#### [Work instructions]
Check every line below for the string "with", and copy the lines that contain it.

#### [Data for processing]
----

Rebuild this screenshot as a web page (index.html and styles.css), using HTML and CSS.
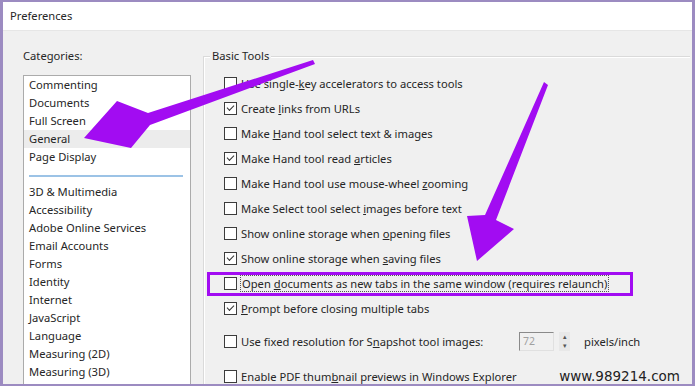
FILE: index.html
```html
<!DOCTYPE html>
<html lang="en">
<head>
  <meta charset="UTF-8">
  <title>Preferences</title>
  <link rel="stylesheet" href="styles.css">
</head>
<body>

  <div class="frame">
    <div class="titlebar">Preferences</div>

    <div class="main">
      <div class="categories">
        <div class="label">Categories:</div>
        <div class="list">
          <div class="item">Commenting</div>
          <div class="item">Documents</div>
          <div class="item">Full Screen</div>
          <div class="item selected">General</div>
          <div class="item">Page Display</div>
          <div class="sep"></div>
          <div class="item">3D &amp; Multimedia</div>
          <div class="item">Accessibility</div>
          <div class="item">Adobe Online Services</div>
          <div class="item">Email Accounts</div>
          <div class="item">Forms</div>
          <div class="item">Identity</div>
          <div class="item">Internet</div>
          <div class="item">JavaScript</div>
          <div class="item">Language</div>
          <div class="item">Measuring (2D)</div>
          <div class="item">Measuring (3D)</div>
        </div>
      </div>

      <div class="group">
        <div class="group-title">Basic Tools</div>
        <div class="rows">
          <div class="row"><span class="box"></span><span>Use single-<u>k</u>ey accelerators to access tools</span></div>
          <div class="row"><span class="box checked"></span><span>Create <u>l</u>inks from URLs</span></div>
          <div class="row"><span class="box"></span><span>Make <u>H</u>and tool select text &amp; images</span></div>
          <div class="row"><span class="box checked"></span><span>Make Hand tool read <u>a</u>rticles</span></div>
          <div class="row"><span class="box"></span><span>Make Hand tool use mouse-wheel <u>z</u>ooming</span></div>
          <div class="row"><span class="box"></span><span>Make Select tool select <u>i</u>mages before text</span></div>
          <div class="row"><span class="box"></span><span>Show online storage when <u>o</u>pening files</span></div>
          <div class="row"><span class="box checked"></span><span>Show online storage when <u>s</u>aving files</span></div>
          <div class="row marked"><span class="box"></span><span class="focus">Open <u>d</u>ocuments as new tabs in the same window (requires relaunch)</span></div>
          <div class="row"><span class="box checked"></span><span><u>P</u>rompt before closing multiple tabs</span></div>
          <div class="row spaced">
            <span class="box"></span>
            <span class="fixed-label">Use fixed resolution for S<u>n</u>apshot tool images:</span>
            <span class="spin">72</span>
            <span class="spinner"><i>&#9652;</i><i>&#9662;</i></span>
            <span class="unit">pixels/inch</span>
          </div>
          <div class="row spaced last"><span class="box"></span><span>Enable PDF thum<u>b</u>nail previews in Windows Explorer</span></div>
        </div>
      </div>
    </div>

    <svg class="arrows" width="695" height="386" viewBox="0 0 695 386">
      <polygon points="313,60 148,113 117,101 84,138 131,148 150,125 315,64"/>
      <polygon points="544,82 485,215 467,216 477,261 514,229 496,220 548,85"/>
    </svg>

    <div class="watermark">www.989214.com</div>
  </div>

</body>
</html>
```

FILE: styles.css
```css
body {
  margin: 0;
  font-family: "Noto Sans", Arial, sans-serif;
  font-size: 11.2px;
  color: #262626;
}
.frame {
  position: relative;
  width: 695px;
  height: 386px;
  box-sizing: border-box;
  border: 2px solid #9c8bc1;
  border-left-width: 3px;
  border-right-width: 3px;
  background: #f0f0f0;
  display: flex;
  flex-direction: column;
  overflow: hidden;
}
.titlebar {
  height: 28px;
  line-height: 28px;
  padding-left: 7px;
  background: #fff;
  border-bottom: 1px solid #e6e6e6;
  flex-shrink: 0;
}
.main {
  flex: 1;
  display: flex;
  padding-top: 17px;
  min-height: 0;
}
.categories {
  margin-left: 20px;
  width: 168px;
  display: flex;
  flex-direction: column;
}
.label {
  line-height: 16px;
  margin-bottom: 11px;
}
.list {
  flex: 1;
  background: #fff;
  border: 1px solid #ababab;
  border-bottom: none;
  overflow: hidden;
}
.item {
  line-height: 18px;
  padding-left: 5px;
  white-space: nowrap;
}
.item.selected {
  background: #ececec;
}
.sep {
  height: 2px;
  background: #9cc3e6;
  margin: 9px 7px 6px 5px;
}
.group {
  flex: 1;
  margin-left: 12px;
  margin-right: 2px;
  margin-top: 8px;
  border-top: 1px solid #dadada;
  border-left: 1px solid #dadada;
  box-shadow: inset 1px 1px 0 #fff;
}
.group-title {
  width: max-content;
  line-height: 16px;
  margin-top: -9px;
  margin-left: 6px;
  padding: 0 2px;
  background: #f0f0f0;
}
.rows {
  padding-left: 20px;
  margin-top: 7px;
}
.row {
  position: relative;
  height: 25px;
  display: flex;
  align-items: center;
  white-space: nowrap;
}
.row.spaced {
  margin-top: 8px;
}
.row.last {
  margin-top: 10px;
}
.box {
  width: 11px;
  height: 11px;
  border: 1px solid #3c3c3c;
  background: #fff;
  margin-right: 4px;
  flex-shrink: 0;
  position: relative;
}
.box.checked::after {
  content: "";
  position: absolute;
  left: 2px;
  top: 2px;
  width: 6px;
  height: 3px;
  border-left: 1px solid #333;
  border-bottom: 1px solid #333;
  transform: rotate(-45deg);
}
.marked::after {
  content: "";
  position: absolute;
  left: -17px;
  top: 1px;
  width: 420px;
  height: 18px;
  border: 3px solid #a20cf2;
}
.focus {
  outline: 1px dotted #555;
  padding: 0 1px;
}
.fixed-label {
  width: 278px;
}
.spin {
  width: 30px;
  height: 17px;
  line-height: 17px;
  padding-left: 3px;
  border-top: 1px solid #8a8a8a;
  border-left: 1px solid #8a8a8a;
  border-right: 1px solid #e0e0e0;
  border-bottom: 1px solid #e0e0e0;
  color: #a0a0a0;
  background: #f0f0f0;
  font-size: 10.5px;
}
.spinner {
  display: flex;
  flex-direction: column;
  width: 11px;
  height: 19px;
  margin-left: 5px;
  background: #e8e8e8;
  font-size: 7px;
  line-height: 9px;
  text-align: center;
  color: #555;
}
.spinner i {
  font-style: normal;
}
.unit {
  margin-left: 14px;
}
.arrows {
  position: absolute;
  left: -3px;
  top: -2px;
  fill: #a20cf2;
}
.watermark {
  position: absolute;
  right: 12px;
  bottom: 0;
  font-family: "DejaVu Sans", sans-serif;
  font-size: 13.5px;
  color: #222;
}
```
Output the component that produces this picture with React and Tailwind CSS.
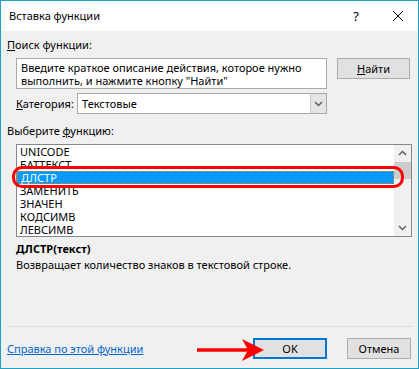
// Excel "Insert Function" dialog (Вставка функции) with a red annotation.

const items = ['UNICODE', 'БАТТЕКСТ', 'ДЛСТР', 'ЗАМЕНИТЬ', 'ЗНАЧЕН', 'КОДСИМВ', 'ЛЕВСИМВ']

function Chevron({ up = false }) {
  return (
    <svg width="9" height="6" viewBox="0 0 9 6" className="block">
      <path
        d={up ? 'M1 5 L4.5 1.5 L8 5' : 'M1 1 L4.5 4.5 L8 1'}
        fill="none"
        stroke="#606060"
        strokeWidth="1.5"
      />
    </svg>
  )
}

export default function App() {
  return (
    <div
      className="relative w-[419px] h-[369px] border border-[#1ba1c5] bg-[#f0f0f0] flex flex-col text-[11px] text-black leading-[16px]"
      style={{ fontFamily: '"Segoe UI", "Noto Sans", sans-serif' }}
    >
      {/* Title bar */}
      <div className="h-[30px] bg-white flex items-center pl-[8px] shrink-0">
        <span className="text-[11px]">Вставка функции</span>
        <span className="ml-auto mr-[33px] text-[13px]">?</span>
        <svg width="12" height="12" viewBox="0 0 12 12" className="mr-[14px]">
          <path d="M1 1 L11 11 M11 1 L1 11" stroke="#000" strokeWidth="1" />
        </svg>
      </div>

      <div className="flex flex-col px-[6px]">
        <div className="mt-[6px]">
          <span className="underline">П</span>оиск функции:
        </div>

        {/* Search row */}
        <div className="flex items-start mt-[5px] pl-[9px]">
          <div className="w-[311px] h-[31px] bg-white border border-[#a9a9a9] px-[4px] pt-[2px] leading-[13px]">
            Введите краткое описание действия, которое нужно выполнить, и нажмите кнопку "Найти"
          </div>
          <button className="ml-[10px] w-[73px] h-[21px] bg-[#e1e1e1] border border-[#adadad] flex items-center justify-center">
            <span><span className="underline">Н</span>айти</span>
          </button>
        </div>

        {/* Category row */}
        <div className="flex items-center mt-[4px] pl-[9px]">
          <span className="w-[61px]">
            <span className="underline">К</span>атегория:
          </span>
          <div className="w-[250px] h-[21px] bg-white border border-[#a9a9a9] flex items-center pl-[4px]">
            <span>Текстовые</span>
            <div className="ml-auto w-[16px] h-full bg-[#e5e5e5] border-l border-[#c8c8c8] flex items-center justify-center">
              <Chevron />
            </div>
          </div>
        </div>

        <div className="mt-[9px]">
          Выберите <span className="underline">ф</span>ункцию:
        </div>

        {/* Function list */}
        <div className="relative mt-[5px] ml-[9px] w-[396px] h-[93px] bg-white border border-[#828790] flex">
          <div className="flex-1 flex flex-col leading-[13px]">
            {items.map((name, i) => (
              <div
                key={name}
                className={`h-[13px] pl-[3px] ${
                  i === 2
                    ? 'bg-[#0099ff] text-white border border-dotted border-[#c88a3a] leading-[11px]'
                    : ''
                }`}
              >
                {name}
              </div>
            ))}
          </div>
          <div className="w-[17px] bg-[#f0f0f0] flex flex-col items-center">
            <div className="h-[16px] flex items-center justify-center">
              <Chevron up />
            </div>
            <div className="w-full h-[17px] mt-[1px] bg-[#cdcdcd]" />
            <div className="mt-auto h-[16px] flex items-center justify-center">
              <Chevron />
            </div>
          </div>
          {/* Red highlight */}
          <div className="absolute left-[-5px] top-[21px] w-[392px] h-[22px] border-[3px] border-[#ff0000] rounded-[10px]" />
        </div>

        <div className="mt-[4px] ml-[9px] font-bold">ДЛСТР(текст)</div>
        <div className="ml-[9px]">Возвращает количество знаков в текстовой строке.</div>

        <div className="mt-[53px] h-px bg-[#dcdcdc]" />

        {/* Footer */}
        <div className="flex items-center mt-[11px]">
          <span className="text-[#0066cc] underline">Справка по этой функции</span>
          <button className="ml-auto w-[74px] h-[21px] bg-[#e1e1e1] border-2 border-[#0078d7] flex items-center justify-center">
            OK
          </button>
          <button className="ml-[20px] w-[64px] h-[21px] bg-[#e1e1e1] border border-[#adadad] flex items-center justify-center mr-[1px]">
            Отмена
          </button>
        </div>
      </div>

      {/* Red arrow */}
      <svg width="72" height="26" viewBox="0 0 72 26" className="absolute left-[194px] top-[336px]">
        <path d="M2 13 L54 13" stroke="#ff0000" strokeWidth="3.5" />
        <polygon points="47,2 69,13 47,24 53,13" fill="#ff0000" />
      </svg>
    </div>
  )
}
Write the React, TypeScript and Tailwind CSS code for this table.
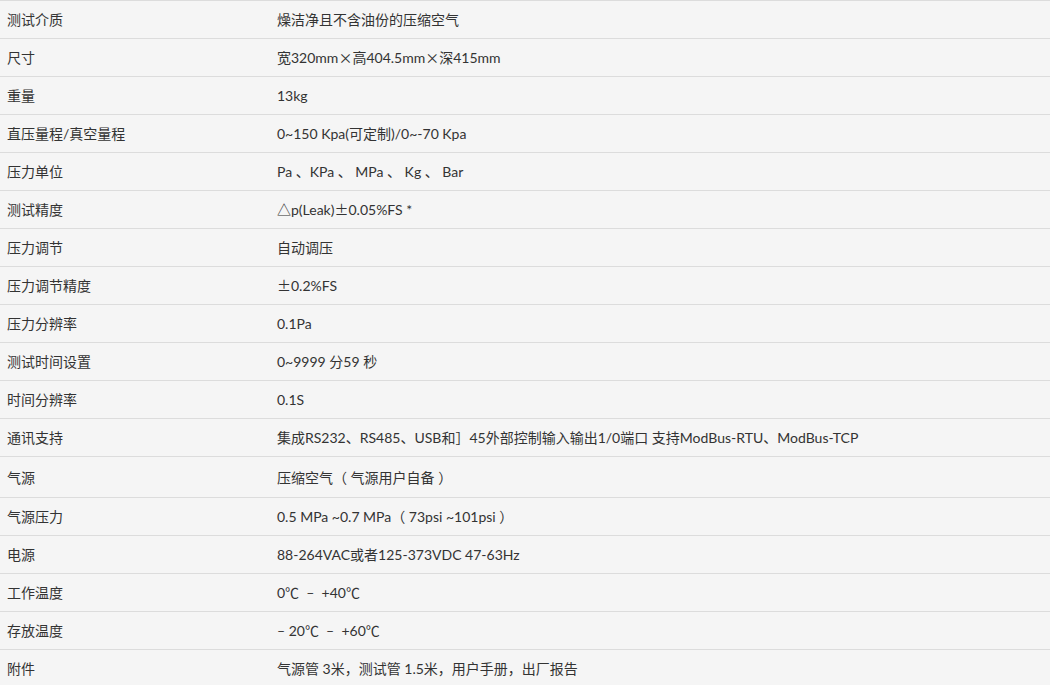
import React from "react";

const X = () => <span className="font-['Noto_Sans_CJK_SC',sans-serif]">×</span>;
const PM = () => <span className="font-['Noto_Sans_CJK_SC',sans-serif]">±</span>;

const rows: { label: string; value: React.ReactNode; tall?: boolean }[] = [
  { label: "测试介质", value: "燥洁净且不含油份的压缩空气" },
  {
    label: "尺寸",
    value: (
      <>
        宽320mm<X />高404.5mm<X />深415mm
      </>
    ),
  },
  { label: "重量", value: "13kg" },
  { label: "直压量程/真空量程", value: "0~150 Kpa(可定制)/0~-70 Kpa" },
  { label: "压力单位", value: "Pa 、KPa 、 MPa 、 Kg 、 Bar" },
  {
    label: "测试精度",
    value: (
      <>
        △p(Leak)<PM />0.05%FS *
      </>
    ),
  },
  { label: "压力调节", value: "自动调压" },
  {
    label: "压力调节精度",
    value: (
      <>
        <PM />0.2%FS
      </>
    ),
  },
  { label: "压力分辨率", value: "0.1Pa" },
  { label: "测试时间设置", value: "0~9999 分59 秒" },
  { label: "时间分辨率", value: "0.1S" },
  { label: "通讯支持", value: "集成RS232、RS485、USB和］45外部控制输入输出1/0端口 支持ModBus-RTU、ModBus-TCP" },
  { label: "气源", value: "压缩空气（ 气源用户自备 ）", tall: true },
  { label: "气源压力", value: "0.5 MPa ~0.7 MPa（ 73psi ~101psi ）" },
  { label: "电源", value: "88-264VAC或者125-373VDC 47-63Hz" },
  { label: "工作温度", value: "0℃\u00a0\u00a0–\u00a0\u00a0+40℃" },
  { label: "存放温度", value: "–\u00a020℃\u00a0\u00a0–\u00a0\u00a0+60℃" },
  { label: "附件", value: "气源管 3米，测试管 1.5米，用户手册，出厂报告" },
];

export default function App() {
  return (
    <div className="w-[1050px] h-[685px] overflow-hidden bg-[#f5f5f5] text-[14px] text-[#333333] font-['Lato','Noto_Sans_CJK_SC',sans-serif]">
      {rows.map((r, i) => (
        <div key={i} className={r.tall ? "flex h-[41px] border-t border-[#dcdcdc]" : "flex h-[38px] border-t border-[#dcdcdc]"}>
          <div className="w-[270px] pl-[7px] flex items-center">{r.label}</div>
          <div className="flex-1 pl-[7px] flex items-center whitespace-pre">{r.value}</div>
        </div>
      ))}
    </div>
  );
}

----

#### [The result]
Output the component that produces this picture with React and Tailwind CSS.
// Excel "Insert Function" dialog (Вставка функции) with a red annotation.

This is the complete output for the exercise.